I like the throwbacks to the WWII design elements of the originals, and we still see some of those, both in the Sterling and Mauser bits, and some new/old ones, like the muzzle shroud of the PPSH submachine gun echoed in some of these blasters:




…but wait, you say, isn’t that a Romanian AK-47 side-folder stock on the last one, and a pump shotgun forend? Yeah, it is. So we’re getting into some more modern stuff too, and in ways that might begin take some modern firearms folks out of the story a bit, as they get distracted playing “what’s that gun part”. It gets worse, in that sense:


To paraphrase comments from the last presidential campaign, you can dress a SIG in lipstick, but it’s still a SIG. Muzzle is a copy of the one used in the old rebel blasters from the original trilogy, so I approve of that as a legit in-universe add-on, but the back end is too recognizable as a SIG.

And the real obvious one to anyone who knows anything about guns these days:


Totally a Glock 17. Actually surprised Glock let them get away with this, given their rack record for shutting down replicas. The muzzle works, hearkening back to Solo’s Mauser, but sticking some picatinny rails and a strangely mocked-up AR15/M16/M4 front sight post (just as ubiquitous and recognizable to the modern audience as the Glock) on top doesn’t fool anyone. What’s worse, it’s just lazy; the front sight post without a rear sight post makes zero sense from a practical standpoint, and the rail just below that is also useless since there’s apparently a built-in sight blocking it. To me, this looks like an ultra-low-budget filmmaker took a couple $20 airsoft kits and was told to make something sorta sci-fi looking. I expected better from Star Wars.

So we seem to have a mix now.
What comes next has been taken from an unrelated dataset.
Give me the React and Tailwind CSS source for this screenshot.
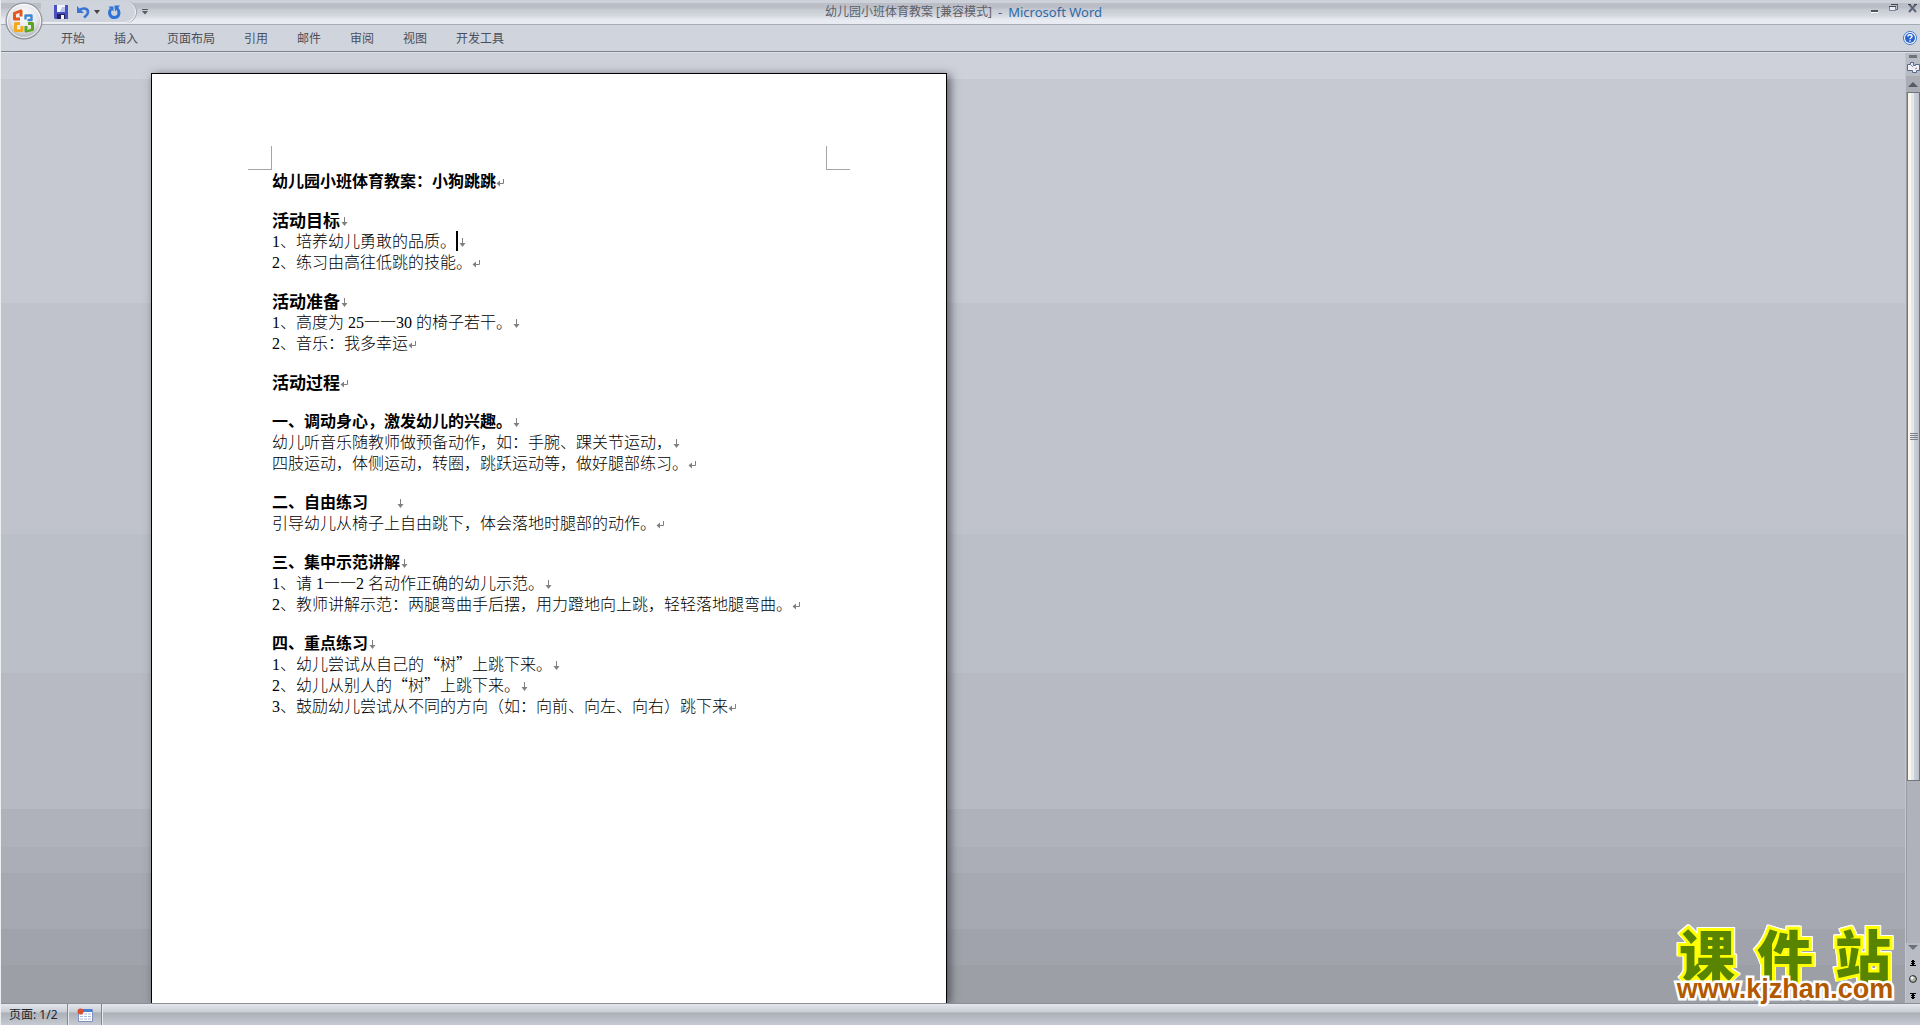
import React from 'react';

const tabs = ['开始', '插入', '页面布局', '引用', '邮件', '审阅', '视图', '开发工具'];

// mark: 'p' = paragraph end, 'br' = manual line break
const sections = [
  { lines: [{ text: '幼儿园小班体育教案：小狗跳跳', bold: true, mark: 'p' }] },
  {
    lines: [
      { text: '活动目标', bold: true, large: true, mark: 'br' },
      { text: '1、培养幼儿勇敢的品质。', caret: true, mark: 'br' },
      { text: '2、练习由高往低跳的技能。', mark: 'p' },
    ],
  },
  {
    lines: [
      { text: '活动准备', bold: true, large: true, mark: 'br' },
      { text: '1、高度为 25一一30 的椅子若干。', mark: 'br' },
      { text: '2、音乐：我多幸运', mark: 'p' },
    ],
  },
  { lines: [{ text: '活动过程', bold: true, large: true, mark: 'p' }] },
  {
    lines: [
      { text: '一、调动身心，激发幼儿的兴趣。', bold: true, mark: 'br' },
      { text: '幼儿听音乐随教师做预备动作，如：手腕、踝关节运动，', mark: 'br' },
      { text: '四肢运动，体侧运动，转圈，跳跃运动等，做好腿部练习。', mark: 'p' },
    ],
  },
  {
    lines: [
      { text: '二、自由练习', bold: true, tab: true, mark: 'br' },
      { text: '引导幼儿从椅子上自由跳下，体会落地时腿部的动作。', mark: 'p' },
    ],
  },
  {
    lines: [
      { text: '三、集中示范讲解', bold: true, mark: 'br' },
      { text: '1、请 1一一2 名动作正确的幼儿示范。', mark: 'br' },
      { text: '2、教师讲解示范：两腿弯曲手后摆，用力蹬地向上跳，轻轻落地腿弯曲。', mark: 'p' },
    ],
  },
  {
    lines: [
      { text: '四、重点练习', bold: true, mark: 'br' },
      { text: '1、幼儿尝试从自己的“树”上跳下来。', mark: 'br' },
      { text: '2、幼儿从别人的“树”上跳下来。', mark: 'br' },
      { text: '3、鼓励幼儿尝试从不同的方向（如：向前、向左、向右）跳下来', mark: 'p' },
    ],
  },
];

const Mark = ({ type }) => (
  <svg width="8" height="10" viewBox="0 0 8 10" className="mt-1 shrink-0" fill="none" stroke="#808080" aria-hidden="true">
    {type === 'p' ? (
      <>
        <path d="M7.500 1v4.500H2" />
        <path d="M4 2.500v6L0.500 5.500z" fill="#808080" stroke="none" />
      </>
    ) : (
      <>
        <path d="M4.500 0v7" />
        <path d="M1.500 5h6L4.500 9z" fill="#808080" stroke="none" />
      </>
    )}
  </svg>
);

// Latin digits and the spaces beside them use the half-width serif face
const MixedText = ({ text }) =>
  text.split(/([0-9 ]+)/).map((part, idx) =>
    /^[0-9 ]+$/.test(part) ? (
      <span key={idx} className="font-['Liberation_Serif',serif]">{part}</span>
    ) : (
      <React.Fragment key={idx}>{part}</React.Fragment>
    )
  );

const Line = ({ line }) => (
  <p
    className={`flex h-[21px] items-center whitespace-pre leading-[21px] text-black
      ${line.bold ? 'font-bold' : 'font-light'}
      ${line.large ? 'text-[17px]' : 'text-base'}`}
  >
    <span><MixedText text={line.text} /></span>
    {line.tab && <span className="w-7" />}
    {line.caret && <span className="h-5 w-0.5 bg-black" />}
    <Mark type={line.mark} />
  </p>
);

const OfficeOrb = () => (
  <button aria-label="Office" className="absolute top-0.5 left-1 z-10">
    <svg width="38" height="38" viewBox="0 0 38 38">
      <defs>
        <radialGradient id="orb" cx="50%" cy="35%" r="65%">
          <stop offset="0" stopColor="#fdfdfe" />
          <stop offset="0.600" stopColor="#e4e5e9" />
          <stop offset="1" stopColor="#a9abb2" />
        </radialGradient>
      </defs>
      <circle cx="19" cy="19" r="18" fill="url(#orb)" stroke="#85878f" />
      <circle cx="19" cy="19" r="16.500" fill="none" stroke="#fff" strokeOpacity="0.800" />
      <g fill="none" strokeWidth="3" strokeLinejoin="round">
        <path d="M15 17H9.500v-5.500L16 9v5.500" stroke="#e4561c" />
        <path d="M20.500 17.500v-4h6v4.500h-4" stroke="#3f86cf" strokeWidth="2.400" />
        <path d="M15 21.500h-4.500v7H17V24" stroke="#f4a81c" />
        <path d="M21 24v5l6.500-1.500v-6H23" stroke="#5aa51e" />
      </g>
      <path d="M11 12.500l3.500-1.300M12 27h3M22 27.500l4-.8" stroke="#fff" strokeOpacity="0.600" />
    </svg>
  </button>
);

const QuickAccess = () => (
  <div className="flex h-full items-center">
    <div className="ml-10 flex h-[22px] w-[95px] items-center rounded-r-full border-r border-b border-[#eef0f4] bg-[#cfd3dc] pl-[13px] shadow-[1px_0_0_#a3a7b1]">
      <button aria-label="保存">
        <svg width="14" height="14" viewBox="0 0 14 14">
          <path d="M0 0h14v14H1l-1-1z" fill="#4a50c0" />
          <path d="M3 0h8v7H3z" fill="#f2f5fd" />
          <path d="M8 2h3v5H6z" fill="#b8c4ea" />
          <path d="M3 9h8v5H3z" fill="#23235f" />
          <path d="M7 10h3v4H7z" fill="#f4f5fb" />
        </svg>
      </button>
      <button aria-label="撤消" className="ml-2">
        <svg width="14" height="14" viewBox="0 0 14 14">
          <path d="M3 6c3-4 9-3 9 1 0 2-2 4-4 5.500" fill="none" stroke="#3a74d4" strokeWidth="2.600" />
          <path d="M1 1v7h7z" fill="#3a74d4" />
        </svg>
      </button>
      <button aria-label="撤消列表" className="ml-1">
        <svg width="6" height="4" viewBox="0 0 6 4"><path d="M0 0h6L3 4z" fill="#444" /></svg>
      </button>
      <button aria-label="重复" className="ml-2">
        <svg width="13" height="14" viewBox="0 0 13 14">
          <path d="M3 4C0 7.500 2 12.500 6.500 12.500S12.500 7 9 3.500" fill="none" stroke="#2f72d8" strokeWidth="3" />
          <path d="M6.500 0.500h5.500L7 6.500z" fill="#2f72d8" />
          <path d="M0.500 1.500h5v5z" fill="#2f72d8" />
        </svg>
      </button>
    </div>
    <button aria-label="自定义快速访问工具栏" className="ml-1.5">
      <svg width="6" height="6" viewBox="0 0 6 6"><path d="M0 0h6v1H0zM0 2h6L3 5.500z" fill="#555962" /></svg>
    </button>
  </div>
);

const WindowButtons = () => (
  <div className="flex h-full items-start justify-end gap-2.5 pt-1 pr-[3px]">
    <button aria-label="最小化">
      <svg width="8" height="9" viewBox="0 0 8 9"><path d="M0 6h7v2H0z" fill="#4f525b" /><path d="M0 8h7v1H0z" fill="#fff" /></svg>
    </button>
    <button aria-label="还原">
      <svg width="9" height="9" viewBox="0 0 9 9">
        <path d="M2.500.5h6v5h-2" fill="none" stroke="#5d6371" />
        <path d="M.5 2.500h6v4h-6z" fill="#e9ecf3" stroke="#7b8499" />
        <path d="M0 2h7v1H0zM2 0h7v1H2z" fill="#444750" />
      </svg>
    </button>
    <button aria-label="关闭">
      <svg width="9" height="9" viewBox="0 0 9 9">
        <path d="M1 0l7 8M8 0L1 8" stroke="#5d6678" strokeWidth="2" />
        <path d="M0 .5h3M6 .5h3" stroke="#444750" />
      </svg>
    </button>
  </div>
);

const Ribbon = () => (
  <header className="relative shrink-0">
    <OfficeOrb />
    <div className="grid h-6 grid-cols-[1fr_auto_1fr] bg-[linear-gradient(#cdd1d9_0,#cdd1d9_3px,#bbbec7_3px,#bbbec7_8px,#c5c9d1_9px,#d3d6dd_15px,#e8ebf1_20px,#e8ebf1_24px)]">
      <QuickAccess />
      <h1 className="flex gap-1.5 pt-1 pl-1.5 font-['Noto_Sans','Noto_Sans_CJK_SC',sans-serif] text-xs leading-4 text-[#5c606b]">
        幼儿园小班体育教案 [兼容模式]
        <span className="text-[13px] text-[#2f6aa8]">-</span>
        <span className="text-[13px] text-[#2f6aa8]">Microsoft Word</span>
      </h1>
      <WindowButtons />
    </div>
    <nav className="flex h-7 items-center gap-[29px] border-t border-b border-t-[#a7abb4] border-b-[#7f828b] bg-[#d0d4dd] pr-[3px] pl-[60px]">
      {tabs.map((tab) => (
        <button key={tab} className="text-xs text-[#4a4f5b]">{tab}</button>
      ))}
      <button aria-label="帮助" className="ml-auto">
        <svg width="14" height="14" viewBox="0 0 14 14">
          <circle cx="7" cy="7" r="6.500" fill="#fff" stroke="#3f74c4" />
          <circle cx="7" cy="7" r="5" fill="#2a63d0" />
          <path d="M5 5.500c0-2.300 4-2.300 4 0 0 1.300-2 1.200-2 2.700M7 9.200v1.500" fill="none" stroke="#fff" strokeWidth="1.400" />
        </svg>
      </button>
    </nav>
  </header>
);

const Paper = () => (
  <article className="mt-5 ml-[150px] w-[796px] shrink-0 border border-b-0 border-black bg-white px-24 pt-[72px] shadow-[3px_2px_9px_rgba(50,52,60,0.75)]">
    <div className="flex justify-between">
      <span className="size-6 border-r border-b border-[#a5a5a5]" />
      <span className="size-6 border-b border-l border-[#a5a5a5]" />
    </div>
    <div className="flex flex-col gap-[18px] pl-6">
      {sections.map((section, idx) => (
        <section key={idx}>
          {section.lines.map((line) => (
            <Line key={line.text} line={line} />
          ))}
        </section>
      ))}
    </div>
  </article>
);

const ScrollBar = () => (
  <aside className="flex w-[15px] shrink-0 flex-col border-l border-[#c3c6ce] bg-[#b9bcc5]">
    <div className="mx-auto mt-0.5 h-[3px] w-2 shrink-0 bg-[#6f727b]" />
    <button aria-label="标尺" className="mt-0.5 flex h-4 items-center justify-center">
      <svg width="13" height="12" viewBox="0 0 13 12">
        <path d="M.5 2.500h3v-2h3v3h2v-1h4v6h-3v2h-4v-2h-5z" fill="#f3eef6" stroke="#56698c" />
        <path d="M4 3l2 2M8 7l2-1" stroke="#7386a8" />
      </svg>
    </button>
    <button aria-label="向上滚动" className="flex h-4 items-center justify-center bg-[#aaadb6]">
      <svg width="10" height="5" viewBox="0 0 10 5"><path d="M5 0l5 5H0z" fill="#565a66" /></svg>
    </button>
    <div className="flex-1 border-l border-[#999ca5] bg-[#afb2bb]">
      <div className="flex h-[81%] flex-col items-center justify-center gap-px border border-[#74767e] bg-[linear-gradient(90deg,#fdf7ea_0,#fdf7ea_3px,#e3e7ee_3px,#e3e7ee_6px,#cdd3dd_6px,#c3c8d2_9px,#b9bbc2_12px)]">
        {[0, 1, 2, 3].map((n) => (
          <span key={n} className="h-px w-2 bg-[#7c7f87]" />
        ))}
      </div>
    </div>
    <div className="flex h-[60px] flex-col items-center justify-between pt-0.5 pb-1">
      <button aria-label="向下滚动">
        <svg width="10" height="5" viewBox="0 0 10 5" className="block"><path d="M0 0h10L5 5z" fill="#6d717d" /></svg>
      </button>
      <button aria-label="前一页">
        <svg width="6" height="6" viewBox="0 0 6 6" className="block"><path d="M2 0h2v1h1v1h-1v1h1v1h-1v1h2v1H0V5h2V4H1V3h1V2H1V1h1z" /></svg>
      </button>
      <button aria-label="选择浏览对象">
        <svg width="8" height="8" viewBox="0 0 8 8" className="block"><circle cx="4" cy="4" r="3.400" fill="#b5b5af" stroke="#222" /><circle cx="3" cy="3" r="1.400" fill="#fff" /></svg>
      </button>
      <button aria-label="下一页">
        <svg width="6" height="6" viewBox="0 0 6 6" className="block"><path d="M0 0h6v1H4v1h1v1H4v1h1v1H4v1H2V5H1V4h1V3H1V2h1V1H0z" /></svg>
      </button>
    </div>
  </aside>
);

const Watermark = () => (
  <div className="absolute right-[21px] bottom-0 z-10 w-[228px]">
    <div className="flex justify-between px-2 font-['Noto_Sans_CJK_SC',sans-serif] text-[56px] leading-[56px] font-black text-[#588400] [-webkit-text-stroke:6px_#ffff00] [filter:drop-shadow(1px_0_0_#fff)_drop-shadow(-1px_0_0_#fff)_drop-shadow(0_-1px_0_#fff)] [paint-order:stroke]">
      <span>课</span>
      <span>件</span>
      <span>站</span>
    </div>
    <a
      href="#kjzhan"
      className="relative -mt-1.5 block text-center font-['Liberation_Sans',sans-serif] text-[27px] leading-7 font-bold text-[#b25900] [-webkit-text-stroke:5px_#ffffff] [paint-order:stroke]"
    >
      www.kjzhan.com
    </a>
  </div>
);

const StatusBar = () => (
  <footer className="flex h-[22px] shrink-0 border-t border-[#8b8e96] bg-[linear-gradient(#e4e7ec_0,#c8ccd4_8px,#abafb8_9px,#c6cad2_21px)] text-xs text-[#22242a]">
    <button className="w-[67px] border-r border-[#84878f] pl-2 text-left font-['Noto_Sans','Noto_Sans_CJK_SC',sans-serif] leading-5">页面: 1/2</button>
    <button aria-label="宏" className="flex w-[34px] items-center justify-center border-r border-l border-r-[#84878f] border-l-[#e4e7ec]">
      <svg width="16" height="14" viewBox="0 0 16 14">
        <path d="M1.500 1.500h14v12h-14z" fill="#fff" stroke="#7d92bd" />
        <path d="M2 1h13v3H2z" fill="#4b7fd1" />
        <path d="M3 6h11M3 8.500h11M3 11h11" stroke="#a8b9dc" strokeDasharray="3 1" />
        <circle cx="3.500" cy="3.500" r="3" fill="#d9512c" />
      </svg>
    </button>
    <div className="flex-1 border-l border-[#e4e7ec]" />
  </footer>
);

const App = () => (
  <div className="flex h-screen flex-col overflow-hidden border-l border-[#eceef2] font-['Noto_Sans_CJK_SC',sans-serif]">
    <Ribbon />
    <div className="relative flex min-h-0 flex-1 border-t border-[#dde0e7]">
      <main className="flex min-w-0 flex-1 overflow-hidden bg-[linear-gradient(#ced1da_0,#ced1da_26px,#c6c9d2_26px,#c6c9d2_250px,#c0c3cc_250px,#c0c3cc_481px,#bbbfc8_481px,#bbbfc8_620px,#b7bac3_620px,#b7bac3_756px,#afb2bb_756px,#afb2bb_794px,#abaeb6_794px,#abaeb6_820px,#a6a9b1_820px,#a6a9b1_876px,#a0a3ab_876px,#a0a3ab_912px,#9ca0a6_912px)]">
        <Paper />
      </main>
      <ScrollBar />
      <Watermark />
    </div>
    <StatusBar />
  </div>
);

export default App;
Poke around that link above, you’ll see some other M4 rear stocks, some more WWII bits (both German and US, including a 1911 in a housing), some bits from older revolvers, some I swear are bult on NERF guns, some scopes on backwards and doubled up to make them look exotic, some with what were originally built in cleaning-rods that don’t match the diameter of the barrel at all… it’s a grab-bag of Frankengun monsters, but not all made by someone who really understands functionality, and that makes me a bit sad as a fight designer and gun wrangler and action actor.

To some degree these decisions extend to lightsabers as well. Originals were scrounged parts (Graflex flash), then it became its own thing. I’ll withhold judgement for now on the quillion-style lightsabre that got folks talking so much when it was first seen ages ago (perhaps best by Stephen Colbert), but look at the detail we can now see:


From a design perspective again, as storytellers: the red wire and cut-out accommodating it obviously speak to battlefield-expedient repairs, that “lived in” aesthetic that creates spaceships you have to kick once or twice so they’ll start on a cold day. I get that. On the other hand… really? If the wire is really as important as that repair makes it out to be, first chance you get you’d run it through the housing again, because with use a loose wire like that is going to get disconnected at the worst possible moment, and then what? Bad Energizer commercial sequel, that’s what.

So I’m curious what you all think. Weathering your props, building them with a sense of history, that’s all standard practice these days. Echoing design aspects intentionally to make your evil empire seem like Nazis or Russians or Americans or whatever your agenda is, that’s pretty standard too. The Star Wars vehicles were originally (and I thought very effectively) built as miniatures using bits from various model battleship, airplane, and tank kits. Being cheap and recycling bits from other props, or straight up using other props, that’s standard too, but usually not in the high-end big franchises like this, especially where marketing of toys is such a large part of the industry – you need distinctive props, recognizable both in cosplay and action figure scale. But form should follow both function and design, in my ideal universe, and with the power of the Star Wars franchise should come the ability to create truly interesting things – as we’ve seen them do time and again with things like vehicles, aliens, and armor.


That said, I’m still looking forward to the movie.







  1. Posted December 6, 2015 at 11:51 pm | Permalink

    And again, here… yes to the female characters and the functional armor, but why then must there be a prop design that included an underfolder stock that then has another M4 style stock attached, and why does she chicken-wing when holding it, and why can nobody in the whole Star Wars universe have trigger discipline?

  2. Posted February 11, 2016 at 12:22 am | Permalink

    Just realized looking back at this – the one I called a 1911, pretty sure that’s actually a Desert Eagle. Oops.